Editor’s Memo: Zuma Faces Uphill Task

SOUTH African President Jacob Zuma faces an unenviable task of breaking the deadlock on serial violations of the Global Political Agreement (GPA) and clearing outstanding issues which continue to polarise political relations between the parties involved while threatening the unstable inclusive government.


Zuma arrived in the country yesterday and held meetings with President Robert Mugabe, Prime Minister Morgan Tsvangirai and Arthur Mutambara on the current political situation, focusing on lingering GPA issues. He is expected to hold further meetings with all the principals together today.

 

Zuma will also today officially open the Harare Agricultural Show, but his main mission is to push for a resolution of disputes that have largely rendered the limping government dysfunctional.

The talks will show whether Zuma has the political leverage to tackle the stubborn outstanding issues and turn around the fortunes of a country ruined by a decade of misrule.

In his capacity as Sadc chair Zuma will hold meetings to sort out issues which could explode into a crisis at the forthcoming regional summit in the DRC if left simmering.

The issues include the dispute over the sharing and swearing-in of provincial governors, the appointment of Reserve Bank governor Gideon Gono and Attorney-General Johannes Tomana, the swearing in of Deputy Minister of Agriculture Roy Bennett and the arrests of MDC-T MPs.

There is also a dispute over constitutional reform process and appointment of members of constitutional commissions, especially the media one. The quarrel over the mandate of the ministries of Information Communication Technology and Transport is also another matter.

Then there is the issue of the review of the six months of the inclusive government which might open a Pandora’s Box by bringing up all unresolved or parked issues.

Of course there has been slight movement on a few issues, including the appointment of diplomats and meeting of National Security Council. The issue of permanent secretaries was resolved earlier via capitulation by the MDC factions.

Zuma will also have to help break the deadlock on the issue of constitutional reform. There is an impasse over the process and leadership. The process is now consumed by chaos and confusion. This is a critical issue because if the process stalls or worse still collapses, there would be no elections perhaps until 2013.

The new democratic system will require a constitution that establishes the desired framework of the democratic government. The constitution should set the purposes of government, limits on governmental powers, the means and timing of elections by which government officials and legislators will be chosen, the inherent rights of the people, and the relation of the national government to other lower levels of government.

Within the central government, if it is to remain democratic, a clear division of authority should be established between the legislative, executive, and judicial branches of government. Strong restrictions should be included on activities of the police, intelligence services, and military forces to prohibit any political interference.

In the interests of preserving the democratic system and preventing dictatorial trends and measures, the constitution should preferably be one which establishes a devolved system with significant prerogatives reserved for the regional and local levels of government. This is how best to introduce a democratic dispensation.  

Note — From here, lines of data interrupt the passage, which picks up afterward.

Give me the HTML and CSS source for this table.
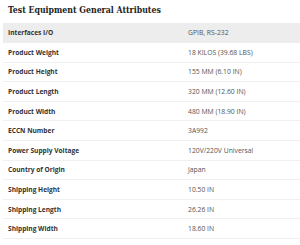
FILE: index.html
```html
<!DOCTYPE html>
<html>
<head>
<meta charset="utf-8">
<link rel="stylesheet" href="styles.css">
</head>
<body>
<div class="wrap">
  <h2 class="title">Test Equipment General Attributes</h2>
  <table class="attrs">
    <tr class="shade"><th>Interfaces I/O</th><td>GPIB, RS-232</td></tr>
    <tr><th>Product Weight</th><td>18 KILOS (39.68 LBS)</td></tr>
    <tr><th>Product Height</th><td>155 MM (6.10 IN)</td></tr>
    <tr><th>Product Length</th><td>320 MM (12.60 IN)</td></tr>
    <tr><th>Product Width</th><td>480 MM (18.90 IN)</td></tr>
    <tr><th>ECCN Number</th><td>3A992</td></tr>
    <tr><th>Power Supply Voltage</th><td>120V/220V Universal</td></tr>
    <tr><th>Country of Origin</th><td>Japan</td></tr>
    <tr><th>Shipping Height</th><td>10.50 IN</td></tr>
    <tr><th>Shipping Length</th><td>26.26 IN</td></tr>
    <tr><th>Shipping Width</th><td>18.60 IN</td></tr>
  </table>
</div>
</body>
</html>
```
FILE: styles.css
```css
html, body {
  margin: 0;
  padding: 0;
  background: #fff;
}
.wrap {
  padding: 3px 0 0 3px;
}
.title {
  margin: 0 0 5px 5px;
  font-family: "DejaVu Serif", serif;
  font-stretch: condensed;
  font-weight: bold;
  font-size: 8.7px;
  line-height: 15px;
  color: #222;
}
.attrs {
  width: 100%;
  border-collapse: collapse;
  font-family: "Open Sans", sans-serif;
  font-size: 6.6px;
}
.attrs tr {
  height: 19.6px;
  border-bottom: 1px solid #f0f0f0;
}
.attrs tr.shade {
  background: #ededed;
  border-bottom: none;
}
.attrs th {
  text-align: left;
  font-weight: bold;
  color: #333;
  padding: 0 0 0 5px;
  width: 180px;
}
.attrs td {
  color: #555;
  padding: 0;
  font-size: 6.8px;
}
```
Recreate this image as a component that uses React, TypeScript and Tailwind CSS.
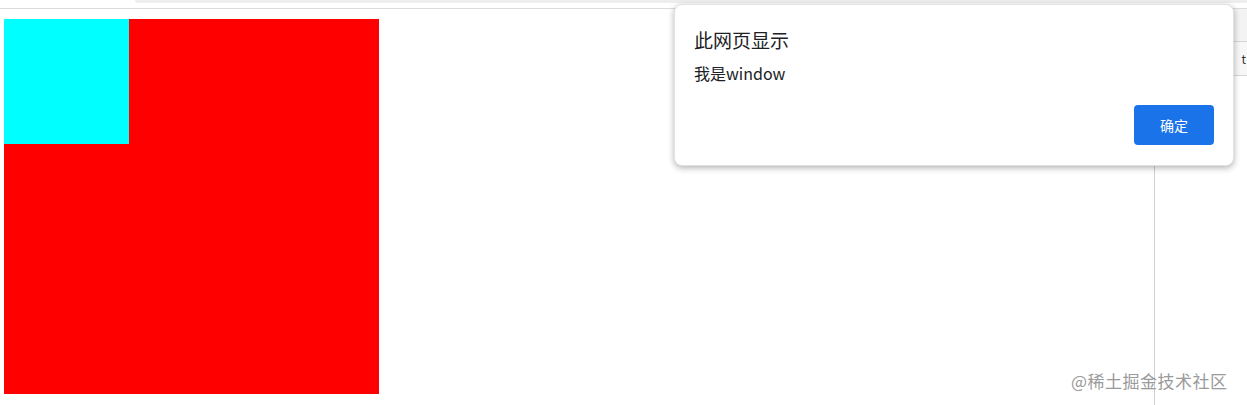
import React from "react";

export default function App() {
  const cjk = { fontFamily: "'Noto Sans CJK SC', 'Noto Sans', sans-serif" };
  return (
    <div className="relative w-[1247px] h-[405px] bg-white overflow-hidden" style={cjk}>
      {/* browser top strip */}
      <div className="h-[9px] border-b border-[#dcdcdc] flex">
        <div className="w-[135px]" />
        <div className="flex-1 h-[3px] bg-[#eeeeee] rounded-bl-[6px]" />
      </div>
      <div className="flex h-[396px]">
        {/* page */}
        <div className="w-[1154px] pt-[10px] pl-[4px]">
          <div className="w-[375px] h-[375px] bg-[#ff0000]">
            <div className="w-[125px] h-[125px] bg-[#00ffff]" />
          </div>
        </div>
        {/* devtools */}
        <div className="flex-1 border-l border-[#d0d0d0] flex flex-col">
          <div className="h-[33px] bg-[#f3f3f3] border-b border-[#d6d6d6]" />
          <div className="h-[34px] bg-[#f7f7f7] border-b border-[#d6d6d6] flex items-center justify-end pr-[1px] text-[12px] leading-[14px] text-[#333]">
            <span>t</span>
          </div>
        </div>
      </div>

      {/* alert dialog */}
      <div className="absolute left-[674px] top-[4px] w-[560px] h-[162px] bg-white rounded-[8px] shadow-[0_2px_6px_rgba(0,0,0,0.3)] border border-[#e2e2e2]">
        <div className="pl-[19px] pt-[24px] text-[19px] leading-[22px] text-[#202124]">此网页显示</div>
        <div className="pl-[19px] pt-[12px] text-[16px] leading-[20px] text-[#202124]">我是window</div>
        <div className="flex justify-end pr-[19px] pt-[22px]">
          <button className="w-[80px] h-[40px] bg-[#1a73e8] rounded-[4px] text-white text-[14px]">确定</button>
        </div>
      </div>

      {/* watermark */}
      <div className="absolute left-[1071px] top-[369px] text-[17px] leading-[24px] text-[#9a9a9a] tracking-[0.5px]">@稀土掘金技术社区</div>
    </div>
  );
}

The current process of constitution-making is flawed and cannot produce such a desired document.
Zuma has a mountain to climb. Mugabe and Zanu PF are recovering and becoming intransigent again.

On the relatively easy issue of governors, for instance, the parties had agreed on the formula and when the new governors must come in but Zanu PF is now backtracking, claiming it is Mugabe’s prerogative to appoint governors who are his representatives in provinces.

Mugabe is also determined to refuse outright to compromise on the Gono and Tomana issue. There is going to be a vicious fight on this before the matter could be closed.

The MDC is arguing that Gono and Tomana were appointed in violation of the MoU signed by parties in July last year. The MoU froze senior government appointments pending the conclusion of inter-party talks.

However, Mugabe is saying despite the MoU he had a constitutional obligation to make those appointments.

Following the House of Assembly’s adoption on July 30 of the MDC-T resolution calling for the appointment of a Select Committee to investigate Tomana’s conduct in all politically-motivated prosecutions, the next step is for parliament’s Committee on Standing Rules and Orders (CSRO) to appoint the members of the Select Committee. 

As with all parliamentary committees the membership will reflect the political composition of the House.  The CSRO meets on Monday. Zanu PF says parliament cannot investigate the Attorney-General. This has intensified the battle over the Tomana issue.  

Zuma would need to use all his diplomatic savvy, experience and the capabilities of his country, which are largely undeliverable in the circumstances, to resolve these issues. Maybe his experience in dealing with the intractable Burundi conflict will help.

Zuma would need to be firm, yet measured in his approach. Clear thinking is required as to how the dispute could be cracked.  

The parties and their leaders — including Zuma — must always remember that in negotiations it is not the relative justice of the conflicting views and objectives which determines the content of a negotiated agreement. The outcome is largely determined by the power capacity of each side.

This is what the GPA reflects and the sooner the parties and their officials understand this, the better. But the hard truth is that Zuma faces an uphill task to get the job done.